10 
     
     И вот настал последний день. Ее самолет улетал в половине пятого, его — в половине шестого, так что завтракали они без спешки и впервые — на террасе. Было солнечно, пригревало, — казалось, дожди и холода миновали, как короткая болезнь, после которой лето уже поправилось. Позавтракав, они вышли пройтись по берегу.
     — Всего две недели ждать.
     — Да…
     — Ты помнишь, что завтра у тебя встреча с дизайнером?
     — Помню.
     — А о матрасе помнишь?
     — Все помню. Купить матрас, складную мебель, пластиковую посуду. Если найдется часок — сходить на мебельный склад, посмотреть, может, приглянется что-нибудь из мебели твоих родителей. А обстановкой займемся вместе. Все там устроим, каждой вещи найдем подходящее место… Я люблю тебя.
     — Смотри, здесь мы встретились в самый первый день.
     — Да, когда шли к морю. А на обратном пути — вон там.
     Они говорили о том, как дважды встретились на берегу и как им невероятно повезло, что это случилось, — ведь и он, и она в тот день запросто могли бы пойти куда-нибудь в другое место; говорили о том, что в первый вечер они не познакомились бы в том рыбном ресторане, если бы Сьюзен не улыбнулась — нет-нет, если бы он не посмотрел на нее, — и о том, как она его заметила, — нет-нет, это он ее заметил.
     — Пойдем уложим вещи, а после давай отодвинем рамы в угловой? У нас еще есть время.
     — Не набирай с собой много. Оставь тут все летнее и пляжное, пусть вещи дождутся, когда ты приедешь сюда через год.
     Он кивнул. Хотя Линда и Джон вернули ему часть суммы, которую он заплатил вперед за пансион, кредит на карточке был превышен безбожно. Но теперь его не пугало то, что вместо вещей, которые он здесь оставит, в Нью-Йорке придется купить новые, а значит, он наделает новых долгов. Что ж, такова жизнь, если твоя любовь тебе не ровня. Ничего, какой-нибудь выход найдется.
     В холле, возле двери, стояли уложенные дорожные сумки, из-за этого дом ему показался чужим. Они поднялись по лестнице, как столько раз поднимались в эти дни. Но сейчас оба почему-то ступали бесшумно и переговаривались почти шепотом.

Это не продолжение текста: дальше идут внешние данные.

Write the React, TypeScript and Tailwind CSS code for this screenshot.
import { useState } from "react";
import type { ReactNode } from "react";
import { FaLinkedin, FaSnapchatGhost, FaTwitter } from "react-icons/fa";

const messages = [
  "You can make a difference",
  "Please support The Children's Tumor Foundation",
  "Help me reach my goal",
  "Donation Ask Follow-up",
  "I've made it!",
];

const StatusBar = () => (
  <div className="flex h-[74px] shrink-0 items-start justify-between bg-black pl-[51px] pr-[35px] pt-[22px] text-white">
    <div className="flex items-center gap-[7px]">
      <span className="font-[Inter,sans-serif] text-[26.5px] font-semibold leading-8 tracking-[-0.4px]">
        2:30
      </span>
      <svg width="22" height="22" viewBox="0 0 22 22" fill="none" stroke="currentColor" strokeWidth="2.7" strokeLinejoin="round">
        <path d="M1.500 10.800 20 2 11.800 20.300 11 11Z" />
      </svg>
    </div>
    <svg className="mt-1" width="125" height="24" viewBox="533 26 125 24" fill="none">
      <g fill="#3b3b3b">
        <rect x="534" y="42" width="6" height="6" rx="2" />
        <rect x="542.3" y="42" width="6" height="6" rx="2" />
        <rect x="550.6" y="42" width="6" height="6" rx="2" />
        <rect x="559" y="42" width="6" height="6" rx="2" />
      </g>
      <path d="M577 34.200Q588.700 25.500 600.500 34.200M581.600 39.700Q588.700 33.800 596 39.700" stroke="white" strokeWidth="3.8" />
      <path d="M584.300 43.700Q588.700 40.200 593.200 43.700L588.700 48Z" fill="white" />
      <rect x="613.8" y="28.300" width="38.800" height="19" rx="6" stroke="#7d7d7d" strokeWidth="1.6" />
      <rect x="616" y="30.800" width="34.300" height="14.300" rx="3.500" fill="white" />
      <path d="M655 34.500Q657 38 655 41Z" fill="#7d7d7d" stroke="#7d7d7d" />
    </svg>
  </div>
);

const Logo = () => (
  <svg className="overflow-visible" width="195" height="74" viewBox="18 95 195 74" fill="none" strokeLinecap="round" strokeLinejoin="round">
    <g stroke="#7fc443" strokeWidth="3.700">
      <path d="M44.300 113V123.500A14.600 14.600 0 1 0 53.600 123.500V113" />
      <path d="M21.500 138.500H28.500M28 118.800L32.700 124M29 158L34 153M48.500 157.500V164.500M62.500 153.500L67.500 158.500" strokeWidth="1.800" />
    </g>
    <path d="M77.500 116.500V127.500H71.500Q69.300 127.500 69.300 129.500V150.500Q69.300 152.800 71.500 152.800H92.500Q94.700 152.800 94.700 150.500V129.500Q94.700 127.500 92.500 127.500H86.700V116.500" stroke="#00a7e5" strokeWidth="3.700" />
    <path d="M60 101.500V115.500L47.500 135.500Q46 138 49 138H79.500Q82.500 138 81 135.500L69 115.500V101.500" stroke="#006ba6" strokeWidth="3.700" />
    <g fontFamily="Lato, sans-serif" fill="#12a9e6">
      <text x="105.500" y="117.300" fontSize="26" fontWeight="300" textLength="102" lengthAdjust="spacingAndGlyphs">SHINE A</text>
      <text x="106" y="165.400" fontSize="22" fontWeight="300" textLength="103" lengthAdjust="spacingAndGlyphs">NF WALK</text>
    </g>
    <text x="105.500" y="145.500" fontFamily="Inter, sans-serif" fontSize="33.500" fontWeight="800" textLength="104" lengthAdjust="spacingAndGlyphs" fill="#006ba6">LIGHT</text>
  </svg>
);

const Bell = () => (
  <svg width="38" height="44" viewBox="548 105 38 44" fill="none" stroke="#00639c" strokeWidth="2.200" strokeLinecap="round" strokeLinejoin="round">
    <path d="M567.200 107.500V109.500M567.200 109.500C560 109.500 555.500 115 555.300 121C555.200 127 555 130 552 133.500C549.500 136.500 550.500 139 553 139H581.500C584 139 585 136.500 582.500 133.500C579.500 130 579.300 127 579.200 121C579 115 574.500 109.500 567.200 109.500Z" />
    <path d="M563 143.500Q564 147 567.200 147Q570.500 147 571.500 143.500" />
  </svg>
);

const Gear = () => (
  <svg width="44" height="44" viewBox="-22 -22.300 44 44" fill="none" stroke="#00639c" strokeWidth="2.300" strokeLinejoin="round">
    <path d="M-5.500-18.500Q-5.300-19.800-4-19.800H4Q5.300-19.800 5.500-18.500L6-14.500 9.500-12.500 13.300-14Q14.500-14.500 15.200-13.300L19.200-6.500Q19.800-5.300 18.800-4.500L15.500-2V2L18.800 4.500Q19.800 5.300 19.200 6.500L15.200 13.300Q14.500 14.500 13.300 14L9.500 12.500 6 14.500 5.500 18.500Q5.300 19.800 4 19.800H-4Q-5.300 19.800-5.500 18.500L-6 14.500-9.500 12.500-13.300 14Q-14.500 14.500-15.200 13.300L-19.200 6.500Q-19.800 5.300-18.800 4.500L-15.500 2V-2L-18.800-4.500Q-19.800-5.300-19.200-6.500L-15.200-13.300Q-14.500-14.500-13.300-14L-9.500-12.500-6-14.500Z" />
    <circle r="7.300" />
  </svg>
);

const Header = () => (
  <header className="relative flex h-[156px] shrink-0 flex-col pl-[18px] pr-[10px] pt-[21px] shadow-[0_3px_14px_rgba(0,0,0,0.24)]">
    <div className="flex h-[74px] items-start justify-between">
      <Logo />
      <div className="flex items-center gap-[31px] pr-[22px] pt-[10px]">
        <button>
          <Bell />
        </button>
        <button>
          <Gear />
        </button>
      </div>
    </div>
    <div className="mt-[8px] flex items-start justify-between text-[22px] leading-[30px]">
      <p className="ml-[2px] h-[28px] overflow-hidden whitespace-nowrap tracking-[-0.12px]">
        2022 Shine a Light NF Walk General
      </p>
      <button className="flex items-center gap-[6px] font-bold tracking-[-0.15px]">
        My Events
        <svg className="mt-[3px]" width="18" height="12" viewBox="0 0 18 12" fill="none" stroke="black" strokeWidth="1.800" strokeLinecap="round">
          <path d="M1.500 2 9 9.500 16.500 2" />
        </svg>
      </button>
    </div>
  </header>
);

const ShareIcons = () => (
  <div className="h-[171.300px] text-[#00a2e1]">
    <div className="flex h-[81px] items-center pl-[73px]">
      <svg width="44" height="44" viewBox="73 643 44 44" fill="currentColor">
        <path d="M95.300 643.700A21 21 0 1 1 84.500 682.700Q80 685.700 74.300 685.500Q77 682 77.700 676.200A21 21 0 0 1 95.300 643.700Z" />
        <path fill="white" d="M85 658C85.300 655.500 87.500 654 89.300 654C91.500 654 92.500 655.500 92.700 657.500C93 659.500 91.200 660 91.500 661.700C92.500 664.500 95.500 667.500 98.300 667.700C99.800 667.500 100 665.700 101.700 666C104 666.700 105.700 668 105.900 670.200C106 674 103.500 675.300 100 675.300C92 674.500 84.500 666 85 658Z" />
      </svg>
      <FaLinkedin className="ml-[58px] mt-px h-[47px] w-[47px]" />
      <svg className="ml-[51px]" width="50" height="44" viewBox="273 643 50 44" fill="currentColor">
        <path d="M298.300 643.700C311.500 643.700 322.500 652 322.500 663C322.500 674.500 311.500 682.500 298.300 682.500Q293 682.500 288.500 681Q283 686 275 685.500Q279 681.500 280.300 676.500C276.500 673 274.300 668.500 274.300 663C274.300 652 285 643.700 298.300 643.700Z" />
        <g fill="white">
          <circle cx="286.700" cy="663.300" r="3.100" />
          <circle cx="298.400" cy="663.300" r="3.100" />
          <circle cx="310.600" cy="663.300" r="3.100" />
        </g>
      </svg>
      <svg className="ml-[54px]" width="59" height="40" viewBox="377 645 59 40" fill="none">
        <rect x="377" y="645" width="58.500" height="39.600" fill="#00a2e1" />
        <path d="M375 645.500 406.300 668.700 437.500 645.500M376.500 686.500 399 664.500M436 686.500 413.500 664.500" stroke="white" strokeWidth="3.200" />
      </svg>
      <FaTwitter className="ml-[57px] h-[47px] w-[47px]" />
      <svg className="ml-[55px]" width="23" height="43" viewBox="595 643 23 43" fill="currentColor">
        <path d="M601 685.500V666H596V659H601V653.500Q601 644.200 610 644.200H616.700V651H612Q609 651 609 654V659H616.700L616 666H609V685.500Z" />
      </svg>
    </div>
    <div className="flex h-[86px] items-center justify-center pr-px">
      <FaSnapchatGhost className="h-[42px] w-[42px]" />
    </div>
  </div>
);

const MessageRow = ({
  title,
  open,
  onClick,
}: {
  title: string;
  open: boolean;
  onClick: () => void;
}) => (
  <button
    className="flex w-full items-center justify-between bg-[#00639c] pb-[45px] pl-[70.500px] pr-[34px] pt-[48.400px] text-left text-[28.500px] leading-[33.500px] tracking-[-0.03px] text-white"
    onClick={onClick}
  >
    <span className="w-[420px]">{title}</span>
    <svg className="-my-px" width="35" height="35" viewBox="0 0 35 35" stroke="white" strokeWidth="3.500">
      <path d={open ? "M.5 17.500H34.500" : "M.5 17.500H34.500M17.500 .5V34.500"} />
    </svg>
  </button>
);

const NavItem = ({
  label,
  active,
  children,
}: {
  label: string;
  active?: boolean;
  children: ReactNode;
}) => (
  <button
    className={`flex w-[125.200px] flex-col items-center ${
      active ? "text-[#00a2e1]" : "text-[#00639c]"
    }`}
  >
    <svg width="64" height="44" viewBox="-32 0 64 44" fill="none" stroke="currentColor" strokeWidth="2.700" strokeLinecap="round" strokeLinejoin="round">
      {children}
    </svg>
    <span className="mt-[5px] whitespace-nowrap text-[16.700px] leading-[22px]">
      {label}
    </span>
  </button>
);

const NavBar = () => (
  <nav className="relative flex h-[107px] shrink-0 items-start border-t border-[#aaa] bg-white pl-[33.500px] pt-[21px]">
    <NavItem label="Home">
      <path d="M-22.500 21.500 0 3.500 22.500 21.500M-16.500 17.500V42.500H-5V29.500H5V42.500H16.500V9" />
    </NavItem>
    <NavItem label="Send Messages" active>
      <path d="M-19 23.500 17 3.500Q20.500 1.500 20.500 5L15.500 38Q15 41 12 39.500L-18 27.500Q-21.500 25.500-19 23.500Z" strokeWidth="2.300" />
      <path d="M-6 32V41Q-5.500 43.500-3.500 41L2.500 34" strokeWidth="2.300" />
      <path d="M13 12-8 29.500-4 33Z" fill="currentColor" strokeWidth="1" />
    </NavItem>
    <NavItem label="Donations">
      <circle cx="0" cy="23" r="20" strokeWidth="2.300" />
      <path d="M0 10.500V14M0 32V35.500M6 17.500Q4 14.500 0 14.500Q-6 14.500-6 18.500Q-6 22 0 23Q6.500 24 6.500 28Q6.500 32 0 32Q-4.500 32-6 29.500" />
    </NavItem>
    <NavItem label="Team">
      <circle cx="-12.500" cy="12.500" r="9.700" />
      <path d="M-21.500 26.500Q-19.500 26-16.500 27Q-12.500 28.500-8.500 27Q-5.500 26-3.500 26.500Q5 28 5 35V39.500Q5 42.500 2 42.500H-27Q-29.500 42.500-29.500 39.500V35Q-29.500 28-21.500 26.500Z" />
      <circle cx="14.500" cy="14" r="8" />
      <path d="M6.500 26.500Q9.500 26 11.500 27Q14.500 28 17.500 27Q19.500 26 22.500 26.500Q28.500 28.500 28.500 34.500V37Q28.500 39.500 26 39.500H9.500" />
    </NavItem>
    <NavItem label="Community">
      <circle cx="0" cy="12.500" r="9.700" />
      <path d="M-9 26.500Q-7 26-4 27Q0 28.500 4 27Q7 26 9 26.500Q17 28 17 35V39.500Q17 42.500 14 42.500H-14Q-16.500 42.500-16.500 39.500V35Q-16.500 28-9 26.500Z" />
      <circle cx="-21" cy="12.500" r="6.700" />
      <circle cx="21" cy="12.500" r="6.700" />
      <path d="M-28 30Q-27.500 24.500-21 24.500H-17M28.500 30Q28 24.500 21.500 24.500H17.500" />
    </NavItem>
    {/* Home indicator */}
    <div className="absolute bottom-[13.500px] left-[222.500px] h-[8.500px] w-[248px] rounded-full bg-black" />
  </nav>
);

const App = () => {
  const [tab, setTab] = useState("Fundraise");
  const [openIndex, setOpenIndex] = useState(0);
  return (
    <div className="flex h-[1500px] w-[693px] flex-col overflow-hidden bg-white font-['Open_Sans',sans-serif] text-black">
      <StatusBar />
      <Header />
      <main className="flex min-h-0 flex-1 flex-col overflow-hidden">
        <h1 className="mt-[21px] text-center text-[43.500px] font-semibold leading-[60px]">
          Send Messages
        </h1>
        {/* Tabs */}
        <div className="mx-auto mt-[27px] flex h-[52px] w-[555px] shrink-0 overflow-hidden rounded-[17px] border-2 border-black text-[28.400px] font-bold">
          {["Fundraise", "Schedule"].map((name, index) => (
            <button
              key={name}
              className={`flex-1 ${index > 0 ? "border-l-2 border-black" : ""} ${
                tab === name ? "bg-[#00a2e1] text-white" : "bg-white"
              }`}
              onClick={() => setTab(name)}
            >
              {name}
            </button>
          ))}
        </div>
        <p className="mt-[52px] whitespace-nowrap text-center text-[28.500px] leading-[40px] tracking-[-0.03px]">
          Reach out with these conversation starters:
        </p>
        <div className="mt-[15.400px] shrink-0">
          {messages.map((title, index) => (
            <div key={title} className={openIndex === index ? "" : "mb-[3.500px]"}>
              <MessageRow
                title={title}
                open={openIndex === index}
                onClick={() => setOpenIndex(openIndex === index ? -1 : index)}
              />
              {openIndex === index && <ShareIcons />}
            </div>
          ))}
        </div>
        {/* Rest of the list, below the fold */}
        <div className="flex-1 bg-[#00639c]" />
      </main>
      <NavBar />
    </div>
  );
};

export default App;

     Они отодвинули оконные рамы — сразу стали слышны шум моря и крики чаек. Все еще было солнечно, но Ричард принес из спальни одеяло и бросил его на широкую лежанку:
     — Иди сюда.
     Они легли и накрылись одеялом.
     — Как же я буду спать без тебя?
     — А я без тебя?
     — Ты правда не можешь полететь со мной в Лос-Анджелес?

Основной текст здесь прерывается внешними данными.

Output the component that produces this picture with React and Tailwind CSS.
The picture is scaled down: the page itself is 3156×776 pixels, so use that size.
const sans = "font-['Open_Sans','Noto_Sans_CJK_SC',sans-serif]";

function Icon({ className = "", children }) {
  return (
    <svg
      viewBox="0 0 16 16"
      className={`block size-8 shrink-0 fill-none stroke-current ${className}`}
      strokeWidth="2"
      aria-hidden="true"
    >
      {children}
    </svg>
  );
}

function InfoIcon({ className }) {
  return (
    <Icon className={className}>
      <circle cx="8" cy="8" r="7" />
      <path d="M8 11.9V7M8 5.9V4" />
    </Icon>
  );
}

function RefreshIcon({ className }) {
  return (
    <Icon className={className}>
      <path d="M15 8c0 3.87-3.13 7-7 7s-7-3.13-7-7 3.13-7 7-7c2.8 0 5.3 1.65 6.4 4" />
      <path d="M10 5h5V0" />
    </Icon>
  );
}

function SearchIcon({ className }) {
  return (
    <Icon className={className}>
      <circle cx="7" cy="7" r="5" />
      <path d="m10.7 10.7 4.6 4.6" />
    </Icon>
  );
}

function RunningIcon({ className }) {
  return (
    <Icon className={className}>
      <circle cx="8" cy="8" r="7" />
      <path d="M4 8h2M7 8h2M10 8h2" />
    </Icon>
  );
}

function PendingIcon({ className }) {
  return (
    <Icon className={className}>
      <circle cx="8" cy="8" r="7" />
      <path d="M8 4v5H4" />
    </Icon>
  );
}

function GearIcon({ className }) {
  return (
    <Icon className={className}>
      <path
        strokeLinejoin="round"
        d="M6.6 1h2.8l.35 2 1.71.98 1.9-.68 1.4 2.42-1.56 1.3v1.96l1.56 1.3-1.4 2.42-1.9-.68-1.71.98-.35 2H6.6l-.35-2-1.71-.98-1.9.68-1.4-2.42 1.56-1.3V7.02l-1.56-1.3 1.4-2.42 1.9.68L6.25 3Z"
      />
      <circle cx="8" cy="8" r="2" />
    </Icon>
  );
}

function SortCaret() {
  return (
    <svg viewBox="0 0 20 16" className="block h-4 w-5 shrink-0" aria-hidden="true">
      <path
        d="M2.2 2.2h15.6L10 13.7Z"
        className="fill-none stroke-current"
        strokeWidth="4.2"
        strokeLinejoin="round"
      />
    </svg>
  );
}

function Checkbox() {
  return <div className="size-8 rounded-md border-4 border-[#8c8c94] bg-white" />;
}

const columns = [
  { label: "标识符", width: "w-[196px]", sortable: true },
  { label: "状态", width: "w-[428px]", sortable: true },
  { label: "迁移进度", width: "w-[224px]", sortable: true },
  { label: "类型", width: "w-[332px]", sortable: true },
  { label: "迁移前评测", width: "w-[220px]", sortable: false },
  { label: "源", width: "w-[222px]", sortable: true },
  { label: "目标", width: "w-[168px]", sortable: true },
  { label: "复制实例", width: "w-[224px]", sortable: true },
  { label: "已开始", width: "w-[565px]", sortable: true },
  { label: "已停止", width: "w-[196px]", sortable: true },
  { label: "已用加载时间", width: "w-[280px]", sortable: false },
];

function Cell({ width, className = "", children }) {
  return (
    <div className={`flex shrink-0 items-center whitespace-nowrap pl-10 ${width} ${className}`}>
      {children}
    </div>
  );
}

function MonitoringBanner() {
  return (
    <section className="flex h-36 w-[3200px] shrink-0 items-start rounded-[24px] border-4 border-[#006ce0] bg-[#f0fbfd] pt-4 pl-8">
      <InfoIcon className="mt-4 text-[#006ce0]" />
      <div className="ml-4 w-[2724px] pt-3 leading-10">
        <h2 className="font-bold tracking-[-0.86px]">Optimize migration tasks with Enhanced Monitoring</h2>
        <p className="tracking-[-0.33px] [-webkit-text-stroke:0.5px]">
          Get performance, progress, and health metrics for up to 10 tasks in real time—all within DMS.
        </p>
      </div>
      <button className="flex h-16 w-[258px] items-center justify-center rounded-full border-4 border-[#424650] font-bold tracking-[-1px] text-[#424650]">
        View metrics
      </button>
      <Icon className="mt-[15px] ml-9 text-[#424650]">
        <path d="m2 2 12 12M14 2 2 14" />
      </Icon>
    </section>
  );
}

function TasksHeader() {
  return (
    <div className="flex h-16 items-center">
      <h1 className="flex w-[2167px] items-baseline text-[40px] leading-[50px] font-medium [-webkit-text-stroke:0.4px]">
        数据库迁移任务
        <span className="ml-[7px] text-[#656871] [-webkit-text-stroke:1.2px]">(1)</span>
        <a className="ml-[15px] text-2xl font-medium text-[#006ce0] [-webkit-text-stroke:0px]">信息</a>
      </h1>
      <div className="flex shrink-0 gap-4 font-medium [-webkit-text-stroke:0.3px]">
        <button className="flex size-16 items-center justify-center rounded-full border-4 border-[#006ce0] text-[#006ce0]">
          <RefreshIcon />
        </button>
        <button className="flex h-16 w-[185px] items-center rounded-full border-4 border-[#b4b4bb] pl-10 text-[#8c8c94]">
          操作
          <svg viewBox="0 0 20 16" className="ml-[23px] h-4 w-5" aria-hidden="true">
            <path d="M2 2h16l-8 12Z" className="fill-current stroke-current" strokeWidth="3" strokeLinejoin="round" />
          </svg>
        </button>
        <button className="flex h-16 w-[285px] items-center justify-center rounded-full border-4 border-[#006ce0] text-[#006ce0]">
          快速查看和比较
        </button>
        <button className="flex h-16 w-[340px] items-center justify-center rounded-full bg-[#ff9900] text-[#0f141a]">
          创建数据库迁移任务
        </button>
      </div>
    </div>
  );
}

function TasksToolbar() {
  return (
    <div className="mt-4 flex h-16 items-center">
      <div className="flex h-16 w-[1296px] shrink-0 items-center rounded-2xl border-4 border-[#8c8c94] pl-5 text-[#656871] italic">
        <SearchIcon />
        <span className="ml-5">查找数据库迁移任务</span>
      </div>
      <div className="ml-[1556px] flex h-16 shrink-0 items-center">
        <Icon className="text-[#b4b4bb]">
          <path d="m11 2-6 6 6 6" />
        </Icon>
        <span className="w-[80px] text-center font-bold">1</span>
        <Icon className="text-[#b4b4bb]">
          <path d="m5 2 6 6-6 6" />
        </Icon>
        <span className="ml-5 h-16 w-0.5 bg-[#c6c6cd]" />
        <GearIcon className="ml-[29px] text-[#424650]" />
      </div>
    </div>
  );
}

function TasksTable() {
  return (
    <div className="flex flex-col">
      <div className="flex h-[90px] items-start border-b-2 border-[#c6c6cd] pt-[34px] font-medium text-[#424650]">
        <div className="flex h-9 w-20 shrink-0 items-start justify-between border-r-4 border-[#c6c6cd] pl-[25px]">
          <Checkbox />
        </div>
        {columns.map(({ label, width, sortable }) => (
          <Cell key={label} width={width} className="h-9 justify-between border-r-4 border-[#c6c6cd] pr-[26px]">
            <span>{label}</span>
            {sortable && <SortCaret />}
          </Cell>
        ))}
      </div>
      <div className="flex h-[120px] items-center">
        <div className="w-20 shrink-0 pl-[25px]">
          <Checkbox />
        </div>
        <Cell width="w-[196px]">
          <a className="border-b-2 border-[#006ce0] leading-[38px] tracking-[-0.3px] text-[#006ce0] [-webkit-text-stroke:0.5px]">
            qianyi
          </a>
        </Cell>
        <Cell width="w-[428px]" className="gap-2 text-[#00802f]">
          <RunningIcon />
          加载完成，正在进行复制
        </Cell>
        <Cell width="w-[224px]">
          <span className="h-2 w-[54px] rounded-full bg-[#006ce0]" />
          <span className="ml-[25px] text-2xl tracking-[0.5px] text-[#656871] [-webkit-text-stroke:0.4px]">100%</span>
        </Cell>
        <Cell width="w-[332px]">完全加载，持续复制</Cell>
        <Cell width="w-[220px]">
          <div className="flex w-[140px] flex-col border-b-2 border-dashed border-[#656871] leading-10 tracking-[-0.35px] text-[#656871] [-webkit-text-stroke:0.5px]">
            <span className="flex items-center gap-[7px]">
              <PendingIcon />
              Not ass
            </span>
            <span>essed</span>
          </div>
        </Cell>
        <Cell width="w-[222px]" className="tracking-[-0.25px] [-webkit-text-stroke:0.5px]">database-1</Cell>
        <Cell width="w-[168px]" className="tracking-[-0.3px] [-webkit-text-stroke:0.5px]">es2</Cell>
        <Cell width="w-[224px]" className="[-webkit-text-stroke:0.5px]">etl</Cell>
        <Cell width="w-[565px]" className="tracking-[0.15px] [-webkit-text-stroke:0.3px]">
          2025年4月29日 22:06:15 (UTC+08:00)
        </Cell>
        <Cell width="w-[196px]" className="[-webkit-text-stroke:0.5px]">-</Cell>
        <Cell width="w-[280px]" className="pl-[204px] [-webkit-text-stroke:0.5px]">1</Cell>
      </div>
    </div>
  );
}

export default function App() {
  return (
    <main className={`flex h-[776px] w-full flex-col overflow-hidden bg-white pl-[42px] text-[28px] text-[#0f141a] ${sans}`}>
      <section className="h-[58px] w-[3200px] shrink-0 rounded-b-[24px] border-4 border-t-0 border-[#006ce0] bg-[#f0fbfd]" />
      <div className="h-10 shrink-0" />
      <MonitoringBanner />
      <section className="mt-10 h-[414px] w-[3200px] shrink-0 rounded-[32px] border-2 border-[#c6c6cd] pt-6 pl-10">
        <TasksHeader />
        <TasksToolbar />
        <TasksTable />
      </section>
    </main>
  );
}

     — У меня репетиция. А ты не можешь полететь со мной в Нью-Йорк?
     Она засмеялась:
     — Не купить ли мне твой оркестр? Тогда ты сам будешь назначать дни репетиций.
     — Но сейчас-то ты не купишь оркестр.
     — Хочешь, пойду позвоню им?
     — Нет уж, не уходи.
     Страшно было расстаться, но в то же время, оттого что час прощания приближался, все сделалось каким-то странно легким. Их жизнь уже перестала быть общей, совместной жизнью, но ни он, ни она еще не вернулись в свою собственную, отдельную жизнь. Они находились как бы на нейтральной полосе. И любовь их в этот час была такой же — поначалу робкой, потому что они понемногу уже становились чужими друг для друга, потом беспечной. И, как всегда, она смотрела ему в глаза самозабвенно и доверчиво.
     В аэропорт они приехали на машине Сьюзен. Вечером Кларк отгонит машину домой и поставит в гараж.
     Они еще раз уточнили, где и когда каждый из них будет находиться, где можно будет связаться по телефону, — как будто не было у них мобильников и они не могли созвониться в любой момент! Они говорили о том, чем каждый будет заниматься в те две недели, которые оставались до их новой встречи. И еще говорили, правда не всерьез, о том, что в будущем предпримут вместе. Чем ближе они подъезжали к аэропорту, тем сильнее Ричард чувствовал, что на прощание должен сказать Сьюзен какие-то слова, которые остались бы с ней надолго. Но ничего подходящего не приходило в голову. И он лишь снова и снова повторял: «Люблю тебя, люблю тебя».